>> start DATASET EXTRACT
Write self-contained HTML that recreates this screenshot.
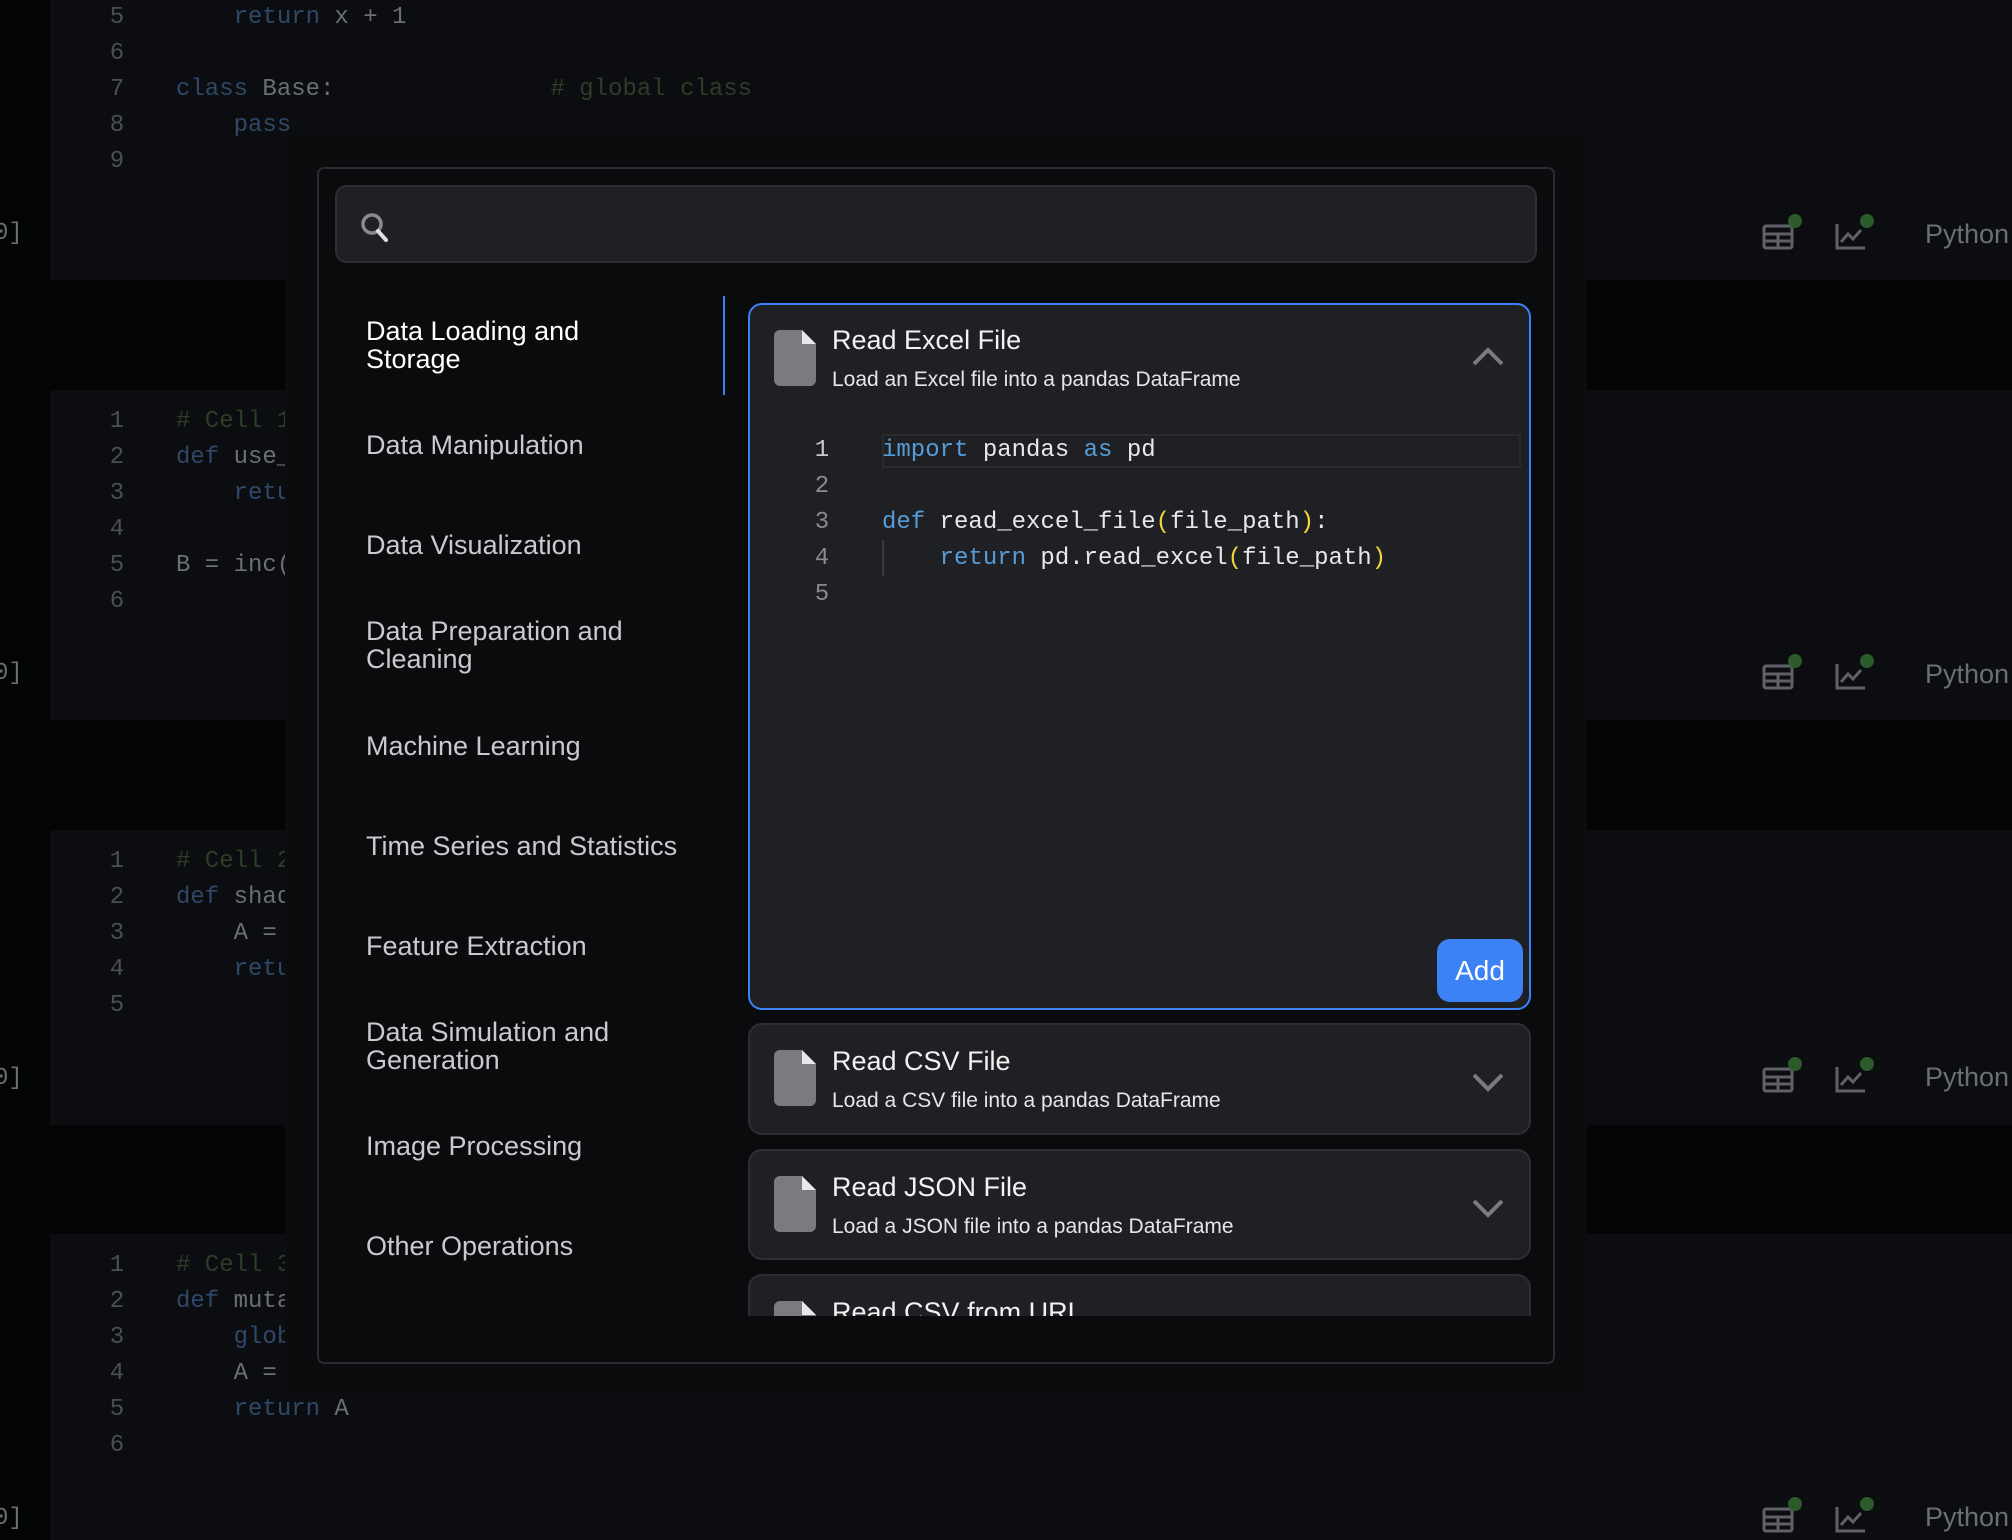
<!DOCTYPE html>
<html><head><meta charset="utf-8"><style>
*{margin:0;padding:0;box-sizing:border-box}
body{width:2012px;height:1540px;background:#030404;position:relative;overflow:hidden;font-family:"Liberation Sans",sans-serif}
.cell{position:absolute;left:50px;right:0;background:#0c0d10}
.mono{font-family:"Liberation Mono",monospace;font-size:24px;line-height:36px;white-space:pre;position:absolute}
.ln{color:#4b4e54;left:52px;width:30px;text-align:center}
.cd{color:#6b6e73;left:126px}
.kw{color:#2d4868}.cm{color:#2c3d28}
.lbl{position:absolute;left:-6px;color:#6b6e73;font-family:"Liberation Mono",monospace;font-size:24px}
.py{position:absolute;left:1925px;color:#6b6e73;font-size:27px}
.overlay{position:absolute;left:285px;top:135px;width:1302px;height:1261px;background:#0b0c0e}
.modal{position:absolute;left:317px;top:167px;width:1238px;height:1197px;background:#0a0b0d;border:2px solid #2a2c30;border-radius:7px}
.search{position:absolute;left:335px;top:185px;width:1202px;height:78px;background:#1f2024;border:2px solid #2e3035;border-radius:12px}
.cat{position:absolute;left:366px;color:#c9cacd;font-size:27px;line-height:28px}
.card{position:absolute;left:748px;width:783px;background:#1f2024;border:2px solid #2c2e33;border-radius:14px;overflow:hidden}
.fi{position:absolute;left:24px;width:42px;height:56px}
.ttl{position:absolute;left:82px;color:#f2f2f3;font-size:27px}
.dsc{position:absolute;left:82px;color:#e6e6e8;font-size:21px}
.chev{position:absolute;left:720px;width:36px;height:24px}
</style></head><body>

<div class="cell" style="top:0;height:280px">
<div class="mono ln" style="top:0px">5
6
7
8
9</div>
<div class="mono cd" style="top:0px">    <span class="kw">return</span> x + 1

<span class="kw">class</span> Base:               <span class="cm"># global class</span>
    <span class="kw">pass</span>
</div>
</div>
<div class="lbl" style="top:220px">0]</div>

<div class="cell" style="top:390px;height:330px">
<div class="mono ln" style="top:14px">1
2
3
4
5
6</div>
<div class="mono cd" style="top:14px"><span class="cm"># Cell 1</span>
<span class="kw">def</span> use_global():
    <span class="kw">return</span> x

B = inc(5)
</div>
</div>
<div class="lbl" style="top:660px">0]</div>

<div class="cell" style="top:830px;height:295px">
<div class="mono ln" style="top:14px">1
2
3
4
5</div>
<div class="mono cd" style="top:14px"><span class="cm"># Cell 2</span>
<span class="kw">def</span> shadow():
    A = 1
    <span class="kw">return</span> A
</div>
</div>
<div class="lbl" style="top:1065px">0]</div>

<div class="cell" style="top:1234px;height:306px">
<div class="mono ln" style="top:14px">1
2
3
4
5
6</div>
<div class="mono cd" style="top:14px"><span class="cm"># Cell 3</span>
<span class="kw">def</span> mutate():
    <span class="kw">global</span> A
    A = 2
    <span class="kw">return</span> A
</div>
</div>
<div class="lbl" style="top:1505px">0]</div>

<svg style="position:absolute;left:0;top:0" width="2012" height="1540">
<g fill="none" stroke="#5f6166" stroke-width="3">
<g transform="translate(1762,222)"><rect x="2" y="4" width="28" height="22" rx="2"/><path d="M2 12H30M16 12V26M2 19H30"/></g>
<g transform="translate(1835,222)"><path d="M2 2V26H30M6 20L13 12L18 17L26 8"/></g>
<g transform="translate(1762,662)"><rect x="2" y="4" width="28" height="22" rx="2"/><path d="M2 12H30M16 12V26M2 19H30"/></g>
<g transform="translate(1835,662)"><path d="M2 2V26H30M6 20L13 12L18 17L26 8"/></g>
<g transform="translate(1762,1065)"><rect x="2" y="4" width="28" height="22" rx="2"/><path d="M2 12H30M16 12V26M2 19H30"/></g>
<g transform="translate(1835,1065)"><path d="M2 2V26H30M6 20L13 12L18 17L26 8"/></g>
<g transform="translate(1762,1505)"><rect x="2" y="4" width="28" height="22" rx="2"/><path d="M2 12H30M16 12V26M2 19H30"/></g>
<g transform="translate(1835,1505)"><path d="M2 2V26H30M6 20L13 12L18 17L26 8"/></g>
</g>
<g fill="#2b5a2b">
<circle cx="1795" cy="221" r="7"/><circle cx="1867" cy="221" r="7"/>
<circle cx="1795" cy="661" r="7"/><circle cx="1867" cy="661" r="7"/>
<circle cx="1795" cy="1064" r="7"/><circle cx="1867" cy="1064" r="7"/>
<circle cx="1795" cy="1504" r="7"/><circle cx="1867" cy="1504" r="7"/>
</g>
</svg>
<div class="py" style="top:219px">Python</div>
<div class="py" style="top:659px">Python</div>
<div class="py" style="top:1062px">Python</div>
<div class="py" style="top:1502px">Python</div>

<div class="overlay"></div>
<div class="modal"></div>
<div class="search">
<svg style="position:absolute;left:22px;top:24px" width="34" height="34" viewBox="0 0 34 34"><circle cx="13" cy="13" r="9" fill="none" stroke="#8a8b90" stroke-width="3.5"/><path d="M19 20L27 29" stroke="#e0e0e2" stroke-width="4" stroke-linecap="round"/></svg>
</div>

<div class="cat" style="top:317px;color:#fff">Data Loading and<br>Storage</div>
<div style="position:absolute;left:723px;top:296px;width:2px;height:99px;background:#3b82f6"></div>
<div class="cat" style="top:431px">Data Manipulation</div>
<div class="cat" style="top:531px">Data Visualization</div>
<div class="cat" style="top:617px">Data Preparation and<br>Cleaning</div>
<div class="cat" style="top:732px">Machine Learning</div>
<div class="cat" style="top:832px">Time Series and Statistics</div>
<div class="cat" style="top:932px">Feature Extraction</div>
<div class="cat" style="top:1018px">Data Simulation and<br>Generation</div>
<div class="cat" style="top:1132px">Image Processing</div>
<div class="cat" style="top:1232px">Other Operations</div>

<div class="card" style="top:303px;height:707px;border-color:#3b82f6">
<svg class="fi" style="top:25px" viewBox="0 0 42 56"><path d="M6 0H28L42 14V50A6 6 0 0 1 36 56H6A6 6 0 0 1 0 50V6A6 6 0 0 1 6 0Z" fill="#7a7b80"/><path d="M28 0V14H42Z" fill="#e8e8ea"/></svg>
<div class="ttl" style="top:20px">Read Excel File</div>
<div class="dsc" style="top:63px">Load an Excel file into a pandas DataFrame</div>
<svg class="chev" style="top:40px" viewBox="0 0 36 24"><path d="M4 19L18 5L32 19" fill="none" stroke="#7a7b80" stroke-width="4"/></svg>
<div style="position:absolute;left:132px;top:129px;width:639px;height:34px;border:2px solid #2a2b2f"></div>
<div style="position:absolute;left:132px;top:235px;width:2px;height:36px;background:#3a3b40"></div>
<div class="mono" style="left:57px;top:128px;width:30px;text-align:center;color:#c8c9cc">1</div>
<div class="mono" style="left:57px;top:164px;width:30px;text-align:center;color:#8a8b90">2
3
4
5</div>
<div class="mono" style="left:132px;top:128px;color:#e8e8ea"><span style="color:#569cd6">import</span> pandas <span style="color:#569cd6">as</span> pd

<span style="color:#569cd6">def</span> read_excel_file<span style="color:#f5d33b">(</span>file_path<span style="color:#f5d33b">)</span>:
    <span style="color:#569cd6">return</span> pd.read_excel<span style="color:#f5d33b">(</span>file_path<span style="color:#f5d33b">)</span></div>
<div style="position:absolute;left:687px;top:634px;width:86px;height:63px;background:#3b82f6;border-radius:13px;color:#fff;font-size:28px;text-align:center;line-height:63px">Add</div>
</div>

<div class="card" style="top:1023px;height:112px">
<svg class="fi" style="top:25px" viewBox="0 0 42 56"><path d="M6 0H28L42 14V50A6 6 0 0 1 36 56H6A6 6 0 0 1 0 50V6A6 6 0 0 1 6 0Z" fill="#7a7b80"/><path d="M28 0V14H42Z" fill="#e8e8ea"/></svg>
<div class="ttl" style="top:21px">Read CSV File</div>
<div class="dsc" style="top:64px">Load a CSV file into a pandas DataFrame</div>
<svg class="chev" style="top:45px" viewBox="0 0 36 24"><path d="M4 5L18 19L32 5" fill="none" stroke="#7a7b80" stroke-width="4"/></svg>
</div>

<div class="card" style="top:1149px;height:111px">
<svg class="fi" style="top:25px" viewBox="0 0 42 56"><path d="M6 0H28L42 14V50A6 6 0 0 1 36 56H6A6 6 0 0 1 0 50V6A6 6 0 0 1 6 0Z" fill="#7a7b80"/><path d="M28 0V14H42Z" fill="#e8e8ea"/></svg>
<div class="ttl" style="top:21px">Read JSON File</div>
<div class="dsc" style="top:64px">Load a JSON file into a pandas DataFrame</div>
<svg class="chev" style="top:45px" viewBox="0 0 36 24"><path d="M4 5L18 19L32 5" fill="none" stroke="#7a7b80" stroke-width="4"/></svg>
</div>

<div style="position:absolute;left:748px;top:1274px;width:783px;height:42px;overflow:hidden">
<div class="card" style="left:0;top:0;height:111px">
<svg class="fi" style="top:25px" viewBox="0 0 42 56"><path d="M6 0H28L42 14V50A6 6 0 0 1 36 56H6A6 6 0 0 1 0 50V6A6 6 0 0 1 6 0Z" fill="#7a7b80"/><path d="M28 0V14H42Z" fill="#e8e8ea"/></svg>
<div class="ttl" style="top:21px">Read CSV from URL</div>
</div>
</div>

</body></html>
>> end DATASET EXTRACT
WORK REQUIRED → Go from the first line of the data above to the line containing "</style></head><body>" and retype exactly those lines, both included, but none of the pictures.

ANSWER FOR THE TASK →
Write self-contained HTML that recreates this screenshot.
<!DOCTYPE html>
<html><head><meta charset="utf-8"><style>
*{margin:0;padding:0;box-sizing:border-box}
body{width:2012px;height:1540px;background:#030404;position:relative;overflow:hidden;font-family:"Liberation Sans",sans-serif}
.cell{position:absolute;left:50px;right:0;background:#0c0d10}
.mono{font-family:"Liberation Mono",monospace;font-size:24px;line-height:36px;white-space:pre;position:absolute}
.ln{color:#4b4e54;left:52px;width:30px;text-align:center}
.cd{color:#6b6e73;left:126px}
.kw{color:#2d4868}.cm{color:#2c3d28}
.lbl{position:absolute;left:-6px;color:#6b6e73;font-family:"Liberation Mono",monospace;font-size:24px}
.py{position:absolute;left:1925px;color:#6b6e73;font-size:27px}
.overlay{position:absolute;left:285px;top:135px;width:1302px;height:1261px;background:#0b0c0e}
.modal{position:absolute;left:317px;top:167px;width:1238px;height:1197px;background:#0a0b0d;border:2px solid #2a2c30;border-radius:7px}
.search{position:absolute;left:335px;top:185px;width:1202px;height:78px;background:#1f2024;border:2px solid #2e3035;border-radius:12px}
.cat{position:absolute;left:366px;color:#c9cacd;font-size:27px;line-height:28px}
.card{position:absolute;left:748px;width:783px;background:#1f2024;border:2px solid #2c2e33;border-radius:14px;overflow:hidden}
.fi{position:absolute;left:24px;width:42px;height:56px}
.ttl{position:absolute;left:82px;color:#f2f2f3;font-size:27px}
.dsc{position:absolute;left:82px;color:#e6e6e8;font-size:21px}
.chev{position:absolute;left:720px;width:36px;height:24px}
</style></head><body>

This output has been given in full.